------ Input rows

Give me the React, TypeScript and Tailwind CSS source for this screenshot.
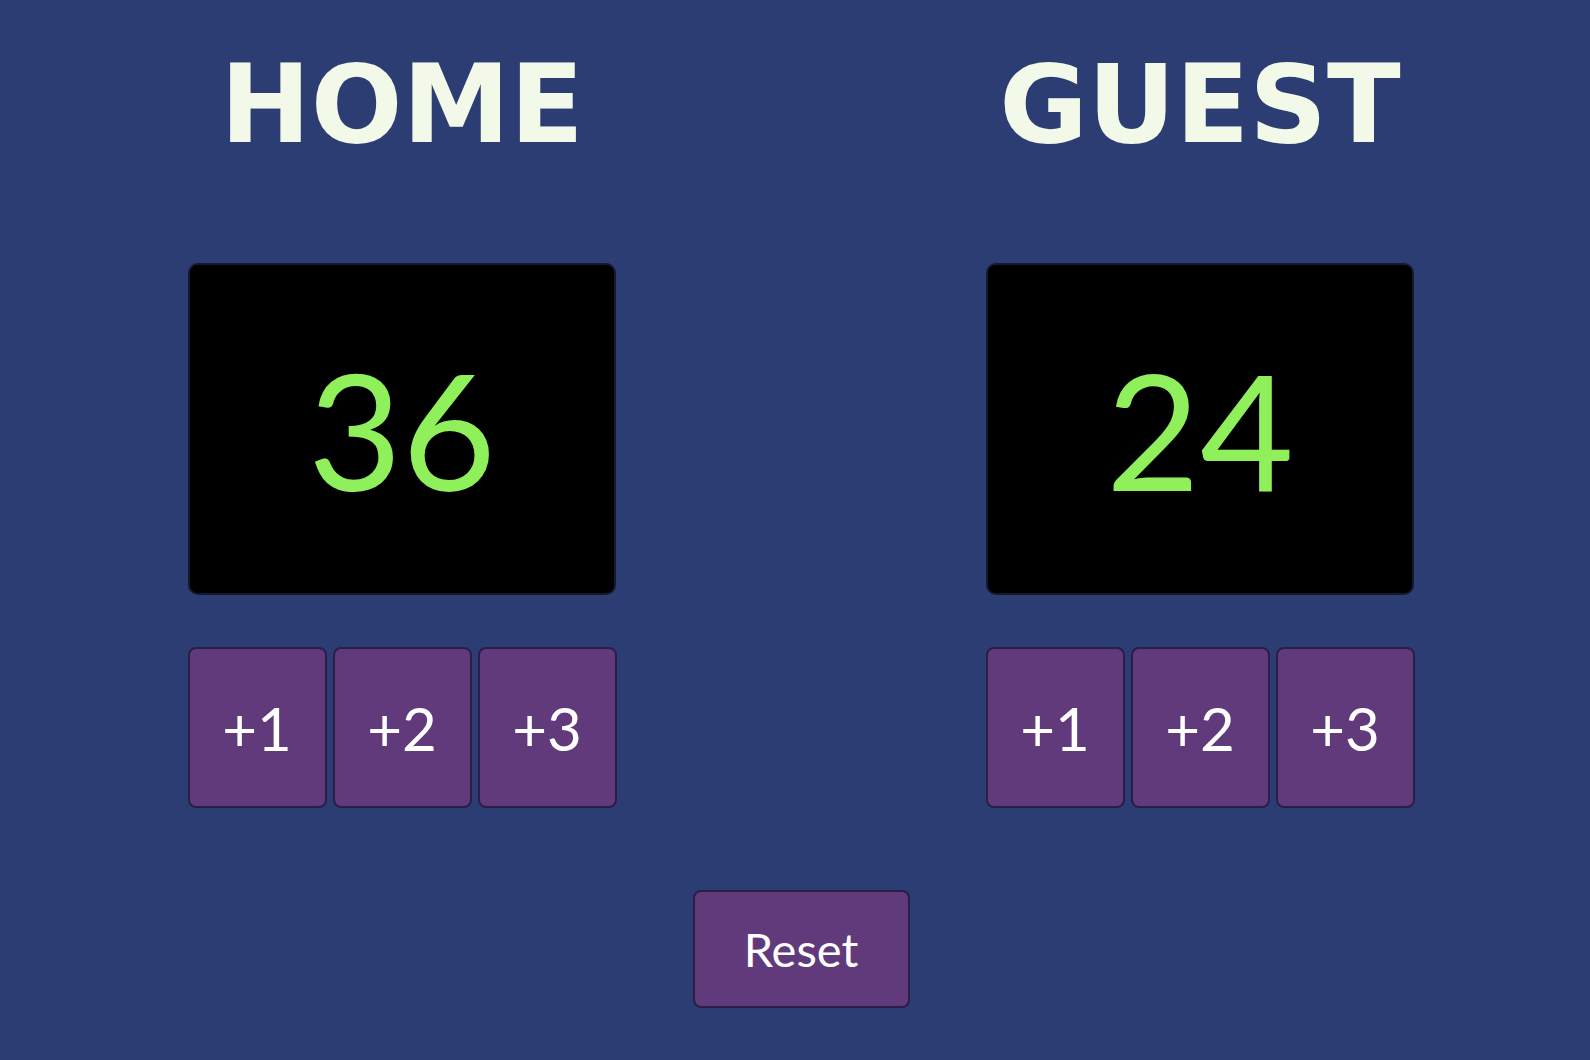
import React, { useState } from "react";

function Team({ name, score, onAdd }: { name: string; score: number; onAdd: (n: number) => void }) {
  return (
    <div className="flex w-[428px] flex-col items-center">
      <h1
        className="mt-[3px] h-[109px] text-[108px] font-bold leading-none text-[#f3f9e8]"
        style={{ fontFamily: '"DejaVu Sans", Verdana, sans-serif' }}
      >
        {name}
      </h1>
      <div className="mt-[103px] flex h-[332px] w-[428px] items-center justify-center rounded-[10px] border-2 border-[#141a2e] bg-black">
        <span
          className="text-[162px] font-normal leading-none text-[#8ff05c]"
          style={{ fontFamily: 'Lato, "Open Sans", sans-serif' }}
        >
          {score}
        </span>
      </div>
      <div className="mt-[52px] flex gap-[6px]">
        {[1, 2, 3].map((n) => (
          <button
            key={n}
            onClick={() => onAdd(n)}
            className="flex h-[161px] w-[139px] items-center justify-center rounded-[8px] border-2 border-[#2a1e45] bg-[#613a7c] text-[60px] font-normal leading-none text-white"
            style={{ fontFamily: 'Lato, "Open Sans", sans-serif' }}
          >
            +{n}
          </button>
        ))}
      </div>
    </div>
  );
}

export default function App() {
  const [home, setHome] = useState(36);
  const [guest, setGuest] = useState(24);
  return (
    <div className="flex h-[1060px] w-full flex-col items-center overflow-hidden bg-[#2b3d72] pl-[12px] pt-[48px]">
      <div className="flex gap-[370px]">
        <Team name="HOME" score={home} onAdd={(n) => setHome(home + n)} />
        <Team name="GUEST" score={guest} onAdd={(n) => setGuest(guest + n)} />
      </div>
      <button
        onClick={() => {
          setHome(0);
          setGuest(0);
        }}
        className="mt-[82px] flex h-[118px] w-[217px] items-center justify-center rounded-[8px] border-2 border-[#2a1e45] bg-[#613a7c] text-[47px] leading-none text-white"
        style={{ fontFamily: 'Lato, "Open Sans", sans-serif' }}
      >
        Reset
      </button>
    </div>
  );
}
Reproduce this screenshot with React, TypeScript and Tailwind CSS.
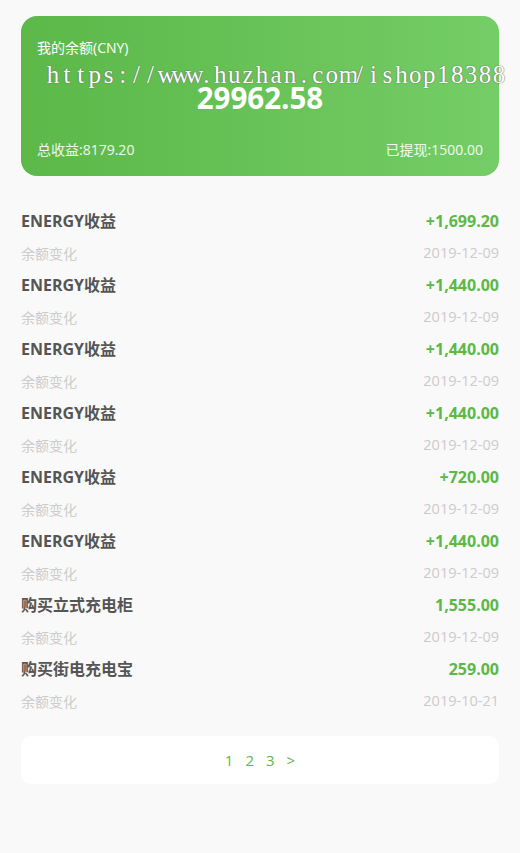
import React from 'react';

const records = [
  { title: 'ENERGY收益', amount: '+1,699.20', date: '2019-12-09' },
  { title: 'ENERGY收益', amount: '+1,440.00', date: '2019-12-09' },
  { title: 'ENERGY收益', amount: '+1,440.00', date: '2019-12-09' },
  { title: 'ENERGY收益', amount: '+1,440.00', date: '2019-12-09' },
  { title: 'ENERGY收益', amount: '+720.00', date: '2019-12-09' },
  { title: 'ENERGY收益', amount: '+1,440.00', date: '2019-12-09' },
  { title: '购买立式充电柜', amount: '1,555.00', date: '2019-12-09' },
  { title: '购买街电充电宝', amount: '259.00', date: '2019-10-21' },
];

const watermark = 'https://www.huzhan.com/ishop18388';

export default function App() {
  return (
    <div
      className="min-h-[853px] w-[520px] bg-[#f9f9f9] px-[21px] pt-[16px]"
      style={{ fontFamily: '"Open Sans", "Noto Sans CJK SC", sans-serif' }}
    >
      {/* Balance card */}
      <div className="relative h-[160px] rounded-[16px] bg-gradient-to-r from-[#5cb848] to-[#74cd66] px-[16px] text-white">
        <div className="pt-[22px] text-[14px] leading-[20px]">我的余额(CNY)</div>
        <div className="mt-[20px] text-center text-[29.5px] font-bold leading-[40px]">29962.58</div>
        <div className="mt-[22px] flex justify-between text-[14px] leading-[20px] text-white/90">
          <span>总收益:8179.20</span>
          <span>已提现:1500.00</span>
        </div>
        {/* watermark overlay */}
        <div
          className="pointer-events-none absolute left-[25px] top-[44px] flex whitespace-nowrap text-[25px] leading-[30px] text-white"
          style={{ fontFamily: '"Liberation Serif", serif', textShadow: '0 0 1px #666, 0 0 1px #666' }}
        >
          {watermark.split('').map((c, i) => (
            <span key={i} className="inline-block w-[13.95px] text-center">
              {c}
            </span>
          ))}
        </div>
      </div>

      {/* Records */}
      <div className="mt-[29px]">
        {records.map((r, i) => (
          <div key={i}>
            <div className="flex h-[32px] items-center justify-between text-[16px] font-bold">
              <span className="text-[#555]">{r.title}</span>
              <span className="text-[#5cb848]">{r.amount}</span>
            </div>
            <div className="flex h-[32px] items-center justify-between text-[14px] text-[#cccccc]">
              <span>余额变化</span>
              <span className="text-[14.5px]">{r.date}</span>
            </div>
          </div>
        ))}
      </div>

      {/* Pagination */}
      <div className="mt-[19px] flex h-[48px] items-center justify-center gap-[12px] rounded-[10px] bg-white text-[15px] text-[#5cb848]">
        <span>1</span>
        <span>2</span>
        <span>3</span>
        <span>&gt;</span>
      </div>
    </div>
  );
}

------------

• _Written exercise_:
Copy each line of the listing in which the word "Tailwind" can be found.

• _Solution_:
Give me the React, TypeScript and Tailwind CSS source for this screenshot.
Reproduce this screenshot with React, TypeScript and Tailwind CSS.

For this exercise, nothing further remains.